## [WHAT THIS TASK INVOLVES]
From the listing below, copy every line with the word "that".

## [SOURCE DATA]
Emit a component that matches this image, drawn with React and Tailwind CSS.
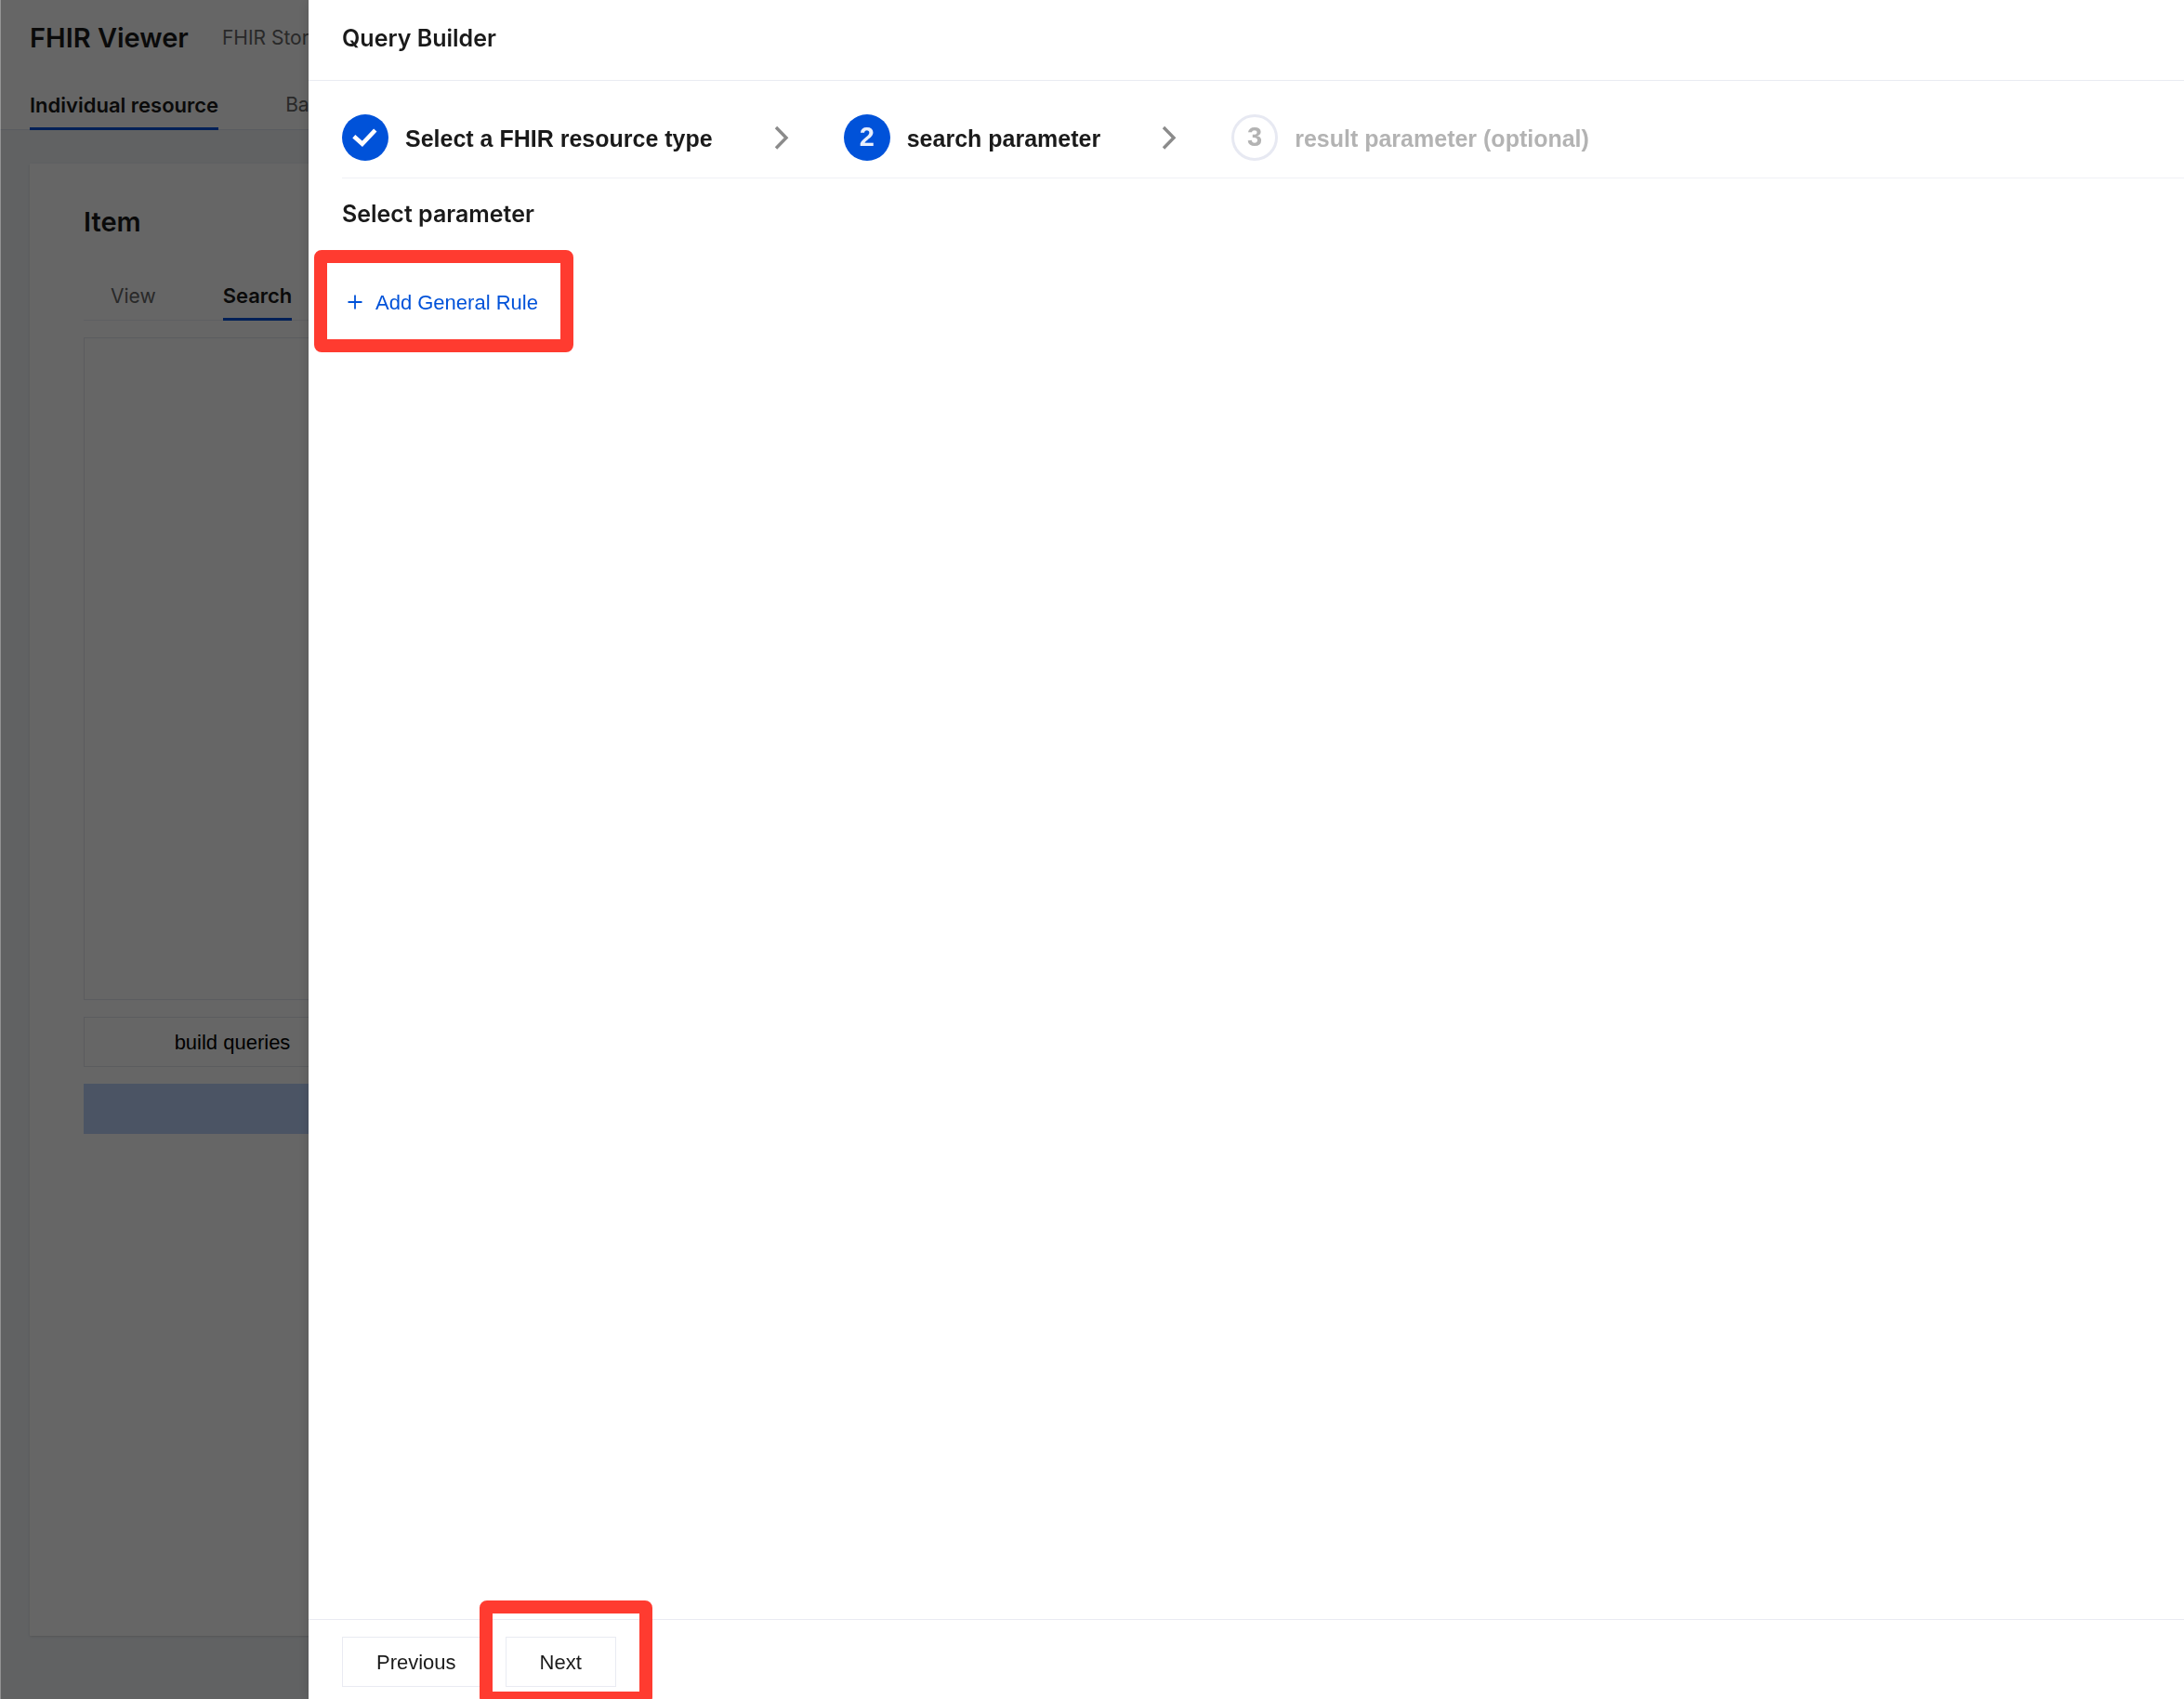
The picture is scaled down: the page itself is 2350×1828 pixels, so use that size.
import { Fragment } from "react";

const steps = [
  { label: "Select a FHIR resource type", state: "done" },
  { label: "search parameter", state: "current" },
  { label: "result parameter (optional)", state: "pending" },
];

function CheckIcon() {
  return (
    <svg aria-hidden="true" width="50" height="50" viewBox="0 0 50 50" fill="none">
      <path d="M12.8 23.8L21.8 31.8L35.8 17" stroke="white" strokeWidth="4.6" />
    </svg>
  );
}

function ChevronIcon() {
  return (
    <svg aria-hidden="true" width="18" height="28" viewBox="0 0 18 28" fill="none">
      <path d="M3 3L14 14.2L3 25.5" stroke="#8b8b8b" strokeWidth="3.4" />
    </svg>
  );
}

function PlusIcon() {
  return (
    <svg aria-hidden="true" width="16" height="16" viewBox="0 0 16 16" fill="none">
      <path d="M8 0.5V15.5M0.5 8H15.5" stroke="#0052d9" strokeWidth="1.8" />
    </svg>
  );
}

function StepMarker({ number, state }) {
  if (state === "done") {
    return (
      <span className="size-[50px] rounded-full bg-[#0052d9]">
        <CheckIcon />
      </span>
    );
  }
  return (
    <span
      className={
        state === "current"
          ? "flex size-[50px] items-center justify-center rounded-full bg-[#0052d9] text-[29px] font-bold text-[#e8effc]"
          : "flex size-[50px] items-center justify-center rounded-full border-3 border-[#e7e9f2] text-[29px] font-bold text-[#b3b3b3]"
      }
    >
      {number}
    </span>
  );
}

function Viewer() {
  return (
    <div className="flex min-h-screen flex-col bg-[#f2f5f8] font-['Inter',sans-serif] text-[#1a1a1a]">
      <header className="h-[140px] border-b border-[#dfe5f0] bg-white px-8">
        <div className="flex h-[82px] items-center gap-9">
          <h1 className="text-[29px] font-semibold">FHIR Viewer</h1>
          <span className="text-[21px] text-[#666]">FHIR Store</span>
        </div>
        <nav className="flex h-[58px] gap-[72px]">
          <button className="border-b-3 border-[#0052d9] pt-2 text-[22px] font-semibold">Individual resource</button>
          <button className="pt-1 text-[21px] text-[#666]">Batch</button>
        </nav>
      </header>
      <main className="mx-8 mt-9 mb-[68px] flex-1 bg-white px-[58px] pt-[43px] shadow-sm">
        <h2 className="text-[29px] leading-10 font-semibold">Item</h2>
        <div className="mt-8 flex h-[54px] w-[660px] gap-[72px] border-b border-[#eceef4] pl-[29px]">
          <button className="pt-0.5 text-[21px] text-[#666]">View</button>
          <button className="-mb-px border-b-3 border-[#0052d9] pt-1 text-[22px] font-semibold">Search</button>
        </div>
        <textarea aria-label="Query" className="mt-[18px] block h-[713px] w-[660px] resize-none border border-[#e3e6ee]" />
        <button className="mt-[18px] block h-[54px] w-80 border border-[#e3e6ee] font-['Liberation_Sans',sans-serif] text-[22px] text-black">
          build queries
        </button>
        <button aria-label="Run query" className="mt-[18px] block h-[54px] w-[660px] bg-[#bbd3fb]" />
      </main>
    </div>
  );
}

function QueryBuilder() {
  return (
    <section
      aria-label="Query Builder"
      className="fixed inset-y-0 right-0 left-[332px] flex flex-col overflow-hidden bg-white font-['Liberation_Sans',sans-serif] text-[#1a1a1a] shadow-[0_0_14px_rgba(0,0,0,0.15)]"
    >
      <header className="flex h-[87px] items-center border-b border-[#e9ebf2] px-9 pb-0.5">
        <h2 className="font-['Inter',sans-serif] text-[25px] font-semibold">Query Builder</h2>
      </header>
      <div className="flex-1 pl-9">
        <ol className="flex h-[105px] items-center border-b border-[#f0f1f5] pt-[18px]">
          {steps.map((step, i) => (
            <Fragment key={step.label}>
              {i > 0 && (
                <li aria-hidden="true" className="mr-[58px] ml-[65px]">
                  <ChevronIcon />
                </li>
              )}
              <li className="flex items-center gap-[18px]">
                <StepMarker number={i + 1} state={step.state} />
                <span
                  className={
                    step.state === "pending" ? "pt-1 text-[25px] font-bold text-[#b3b3b3]" : "pt-1 text-[25px] font-bold"
                  }
                >
                  {step.label}
                </span>
              </li>
            </Fragment>
          ))}
        </ol>
        <h3 className="mt-5 font-['Inter',sans-serif] text-[25px] leading-9 font-semibold">Select parameter</h3>
        <div className="relative mt-[49px] w-fit">
          <button className="flex h-[54px] items-center gap-[14px] pt-0.5 pr-2 pl-1.5 text-[22px] text-[#0052d9]">
            <PlusIcon />
            Add General Rule
          </button>
          <span
            aria-hidden="true"
            className="pointer-events-none absolute -inset-x-[30px] -inset-y-7 rounded-lg border-14 border-[#ff3b30]"
          />
        </div>
      </div>
      <footer className="flex h-[86px] gap-4 border-t border-[#e9ebf2] px-9 pt-[18px] text-[22px]">
        <button className="h-[54px] border border-[#e9ebf2] px-9">Previous</button>
        <div className="relative">
          <button className="h-[54px] border border-[#e9ebf2] px-9">Next</button>
          <span
            aria-hidden="true"
            className="pointer-events-none absolute -top-[39px] -right-[39px] -left-7 h-28 rounded-lg border-14 border-[#ff3b30]"
          />
        </div>
      </footer>
    </section>
  );
}

export default function App() {
  return (
    <>
      <Viewer />
      <div aria-hidden="true" className="fixed inset-0 border-l border-white/30 bg-black/60" />
      <QueryBuilder />
    </>
  );
}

## [EXERCISE OUTPUT]
Emit a component that matches this image, drawn with React and Tailwind CSS.
The picture is scaled down: the page itself is 2350×1828 pixels, so use that size.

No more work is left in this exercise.